I used to believe in this as well . . . even though it sounds unbelievable.

Traditional religious scholars use the hadiths, texts created by men two centuries after the death of the prophet, to criticize women. For example, they say that women are ungrateful to their husbands and because of this, there are more women in hell than men.

I think that such beliefs are demeaning towards women and are completely against the Quran's original message.

The author Imad Hassan released wrote the book entitled "My mother isn't deficient in mind and religion," in which the author defends Muslim womens rights. He explains how the Quran has just been interpreted to suit men's interests. The Quran in fact allows women many rights but they have largely been denied due to discrimination from men. Nowhere in the Quran can you find a statement that says women should not have rights.

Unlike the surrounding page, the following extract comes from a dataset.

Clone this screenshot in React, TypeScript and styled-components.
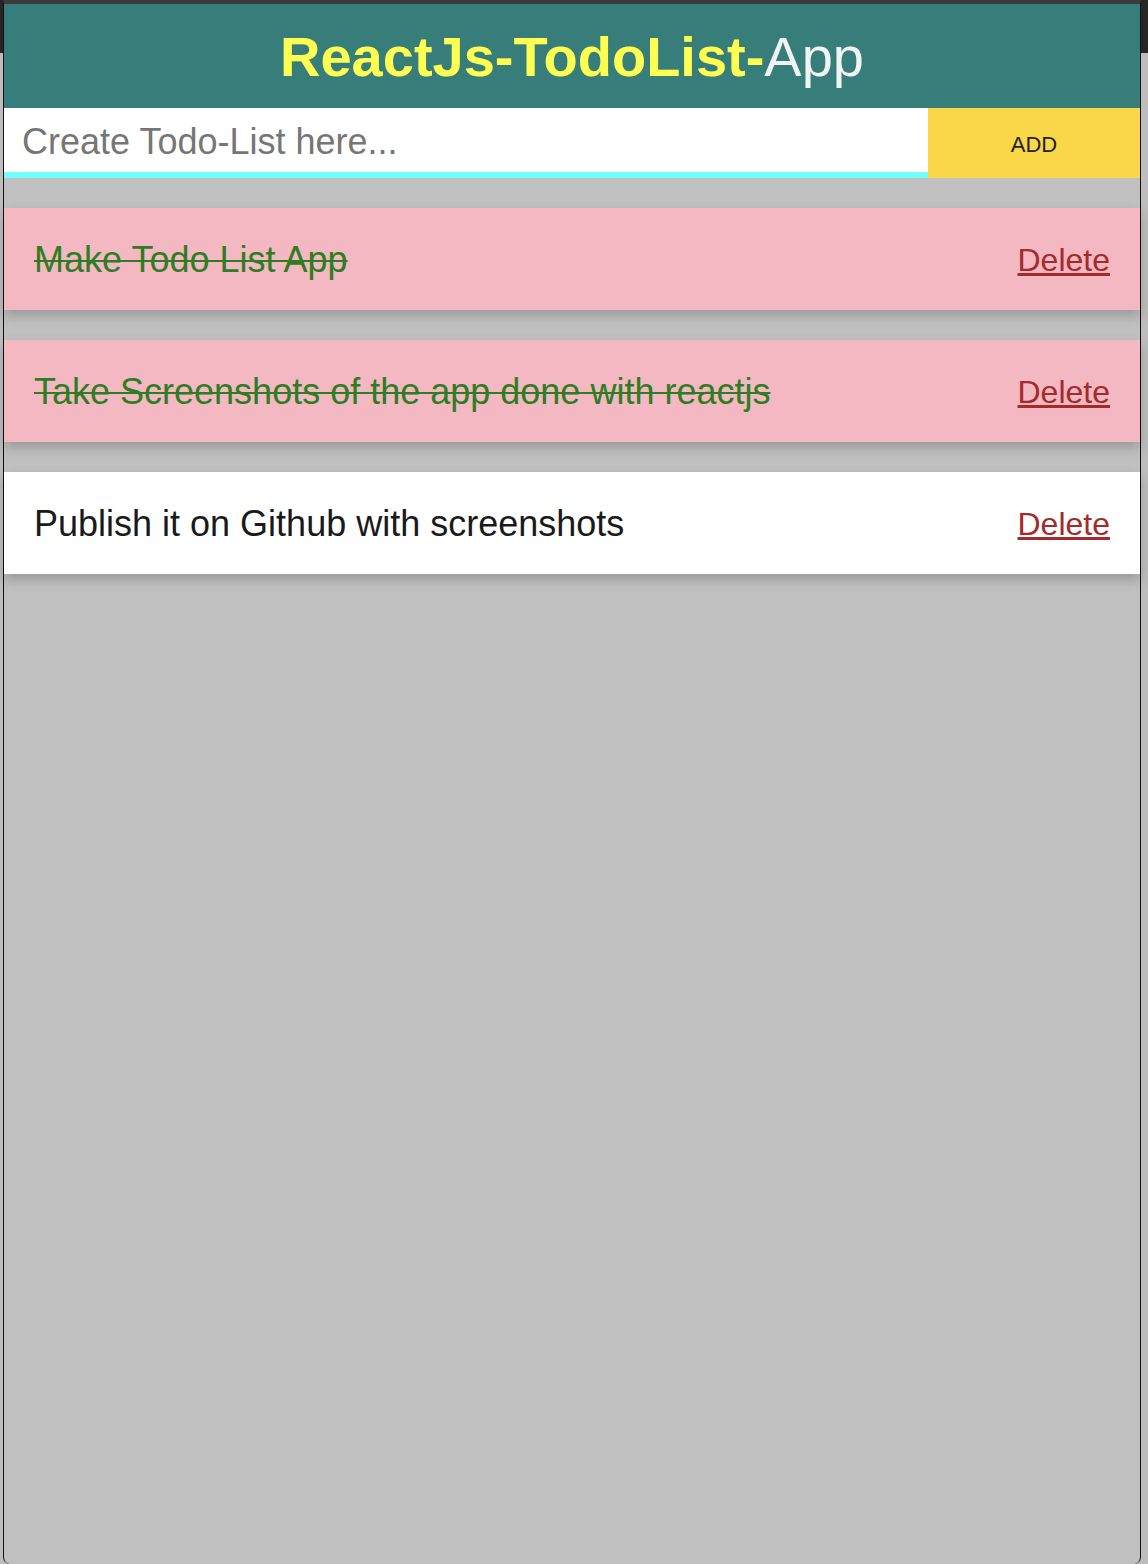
import React, { useState } from "react";
import styled, { createGlobalStyle } from "styled-components";

const GlobalStyle = createGlobalStyle`
  html, body {
    margin: 0;
    padding: 0;
  }
  body {
    font-family: "Liberation Sans", Arial, Helvetica, sans-serif;
    background: linear-gradient(#262626 0 53px, #bdbdbd 53px);
  }
  * { box-sizing: border-box; }
`;

const Desktop = styled.div`
  display: flex;
  height: 1564px;
  padding-left: 3px;
  overflow: hidden;
`;

const Window = styled.div`
  width: 1138px;
  height: 1564px;
  display: flex;
  flex-direction: column;
  background: #c0c0c0;
  border-left: 1px solid #111;
  border-right: 1px solid #111;
  border-top: 4px solid #3b3b3b;
  border-bottom-left-radius: 7px;
  border-bottom-right-radius: 7px;
`;

const Header = styled.header`
  height: 104px;
  display: flex;
  align-items: center;
  justify-content: center;
  padding-top: 3px;
  background: #377e7b;
`;

const Title = styled.h1`
  margin: 0;
  font-family: "Liberation Sans", Arial, Helvetica, sans-serif;
  font-size: 56px;
  font-weight: 400;
  color: #f1f4f4;
  line-height: 1.15;
`;

const TitleStrong = styled.span`
  font-weight: 700;
  color: #ffff52;
`;

const InputRow = styled.form`
  display: flex;
  height: 70px;
  margin: 0;
`;

const TodoInput = styled.input`
  flex: 1;
  min-width: 0;
  height: 70px;
  margin: 0;
  border: none;
  border-bottom: 6px solid #70fffb;
  border-radius: 0;
  outline: none;
  padding: 4px 18px 0;
  background: #fff;
  font-family: "Liberation Sans", Arial, Helvetica, sans-serif;
  font-size: 36px;
  color: #222;
  &::placeholder {
    color: #767676;
  }
`;

const AddButton = styled.button`
  width: 212px;
  height: 70px;
  margin: 0;
  padding: 3px 0 0;
  border: none;
  border-radius: 0;
  background: #fad749;
  font-family: "Liberation Sans", Arial, Helvetica, sans-serif;
  font-size: 22px;
  color: #222;
  cursor: pointer;
`;

const List = styled.ul`
  list-style: none;
  margin: 0;
  padding: 30px 0 0;
  display: flex;
  flex-direction: column;
  gap: 30px;
`;

const Item = styled.li<{ $done: boolean }>`
  display: flex;
  align-items: center;
  justify-content: space-between;
  padding: 31px 30px 29px;
  background: ${(p) => (p.$done ? "#f4b8c2" : "#ffffff")};
  box-shadow: 0 6px 12px rgba(0, 0, 0, 0.2);
`;

const ItemText = styled.span<{ $done: boolean }>`
  font-size: 36px;
  line-height: 42px;
  color: ${(p) => (p.$done ? "#2e7d22" : "#1a1a1a")};
  text-decoration: ${(p) => (p.$done ? "line-through" : "none")};
  text-decoration-thickness: 2px;
  cursor: pointer;
`;

const DeleteLink = styled.a`
  font-size: 32px;
  line-height: 42px;
  color: #a52a2a;
  text-decoration: underline;
  cursor: pointer;
`;

type Todo = { id: number; text: string; done: boolean };

const initial: Todo[] = [
  { id: 1, text: "Make Todo List App", done: true },
  { id: 2, text: "Take Screenshots of the app done with reactjs", done: true },
  { id: 3, text: "Publish it on Github with screenshots", done: false },
];

export default function App() {
  const [todos, setTodos] = useState<Todo[]>(initial);
  const [value, setValue] = useState("");

  const add = (e: React.FormEvent) => {
    e.preventDefault();
    if (!value.trim()) return;
    setTodos((t) => [...t, { id: Date.now(), text: value.trim(), done: false }]);
    setValue("");
  };

  return (
    <>
      <GlobalStyle />
      <Desktop>
        <Window>
          <Header>
            <Title>
              <TitleStrong>ReactJs-TodoList-</TitleStrong>App
            </Title>
          </Header>
          <InputRow onSubmit={add}>
            <TodoInput
              placeholder="Create Todo-List here..."
              value={value}
              onChange={(e) => setValue(e.target.value)}
            />
            <AddButton type="submit">ADD</AddButton>
          </InputRow>
          <List>
            {todos.map((t) => (
              <Item key={t.id} $done={t.done}>
                <ItemText
                  $done={t.done}
                  onClick={() =>
                    setTodos((all) =>
                      all.map((x) => (x.id === t.id ? { ...x, done: !x.done } : x))
                    )
                  }
                >
                  {t.text}
                </ItemText>
                <DeleteLink
                  onClick={() => setTodos((all) => all.filter((x) => x.id !== t.id))}
                >
                  Delete
                </DeleteLink>
              </Item>
            ))}
          </List>
        </Window>
      </Desktop>
    </>
  );
}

In the Quran it actually says that there is no difference between men and women.

Women have just been brainwashed to believe that they are inferior to men. They have been taught to believe that they are emotional and less rational.

We need to review everything that has been written by men throughout history and ensure that it is in compliance with the Quran before deciding its reliable.

This includes reviewing the parts of the Quran that give women rights.

In Morocco a lot of progress has been made for women's rights and it continues to be an ongoing priority for the Moroccan king. However, women need to continue to question what has been told to them about their role as women. They need to stop thinking that they are not as superior as men.

There is nothing in Quran that says women are inferior to men.

I believe strongly in god and I want to have the rights that the Quran says that I should have. Not what men say I should have. Women can't sit around and wait for their rights to come to them, they have to fight for them.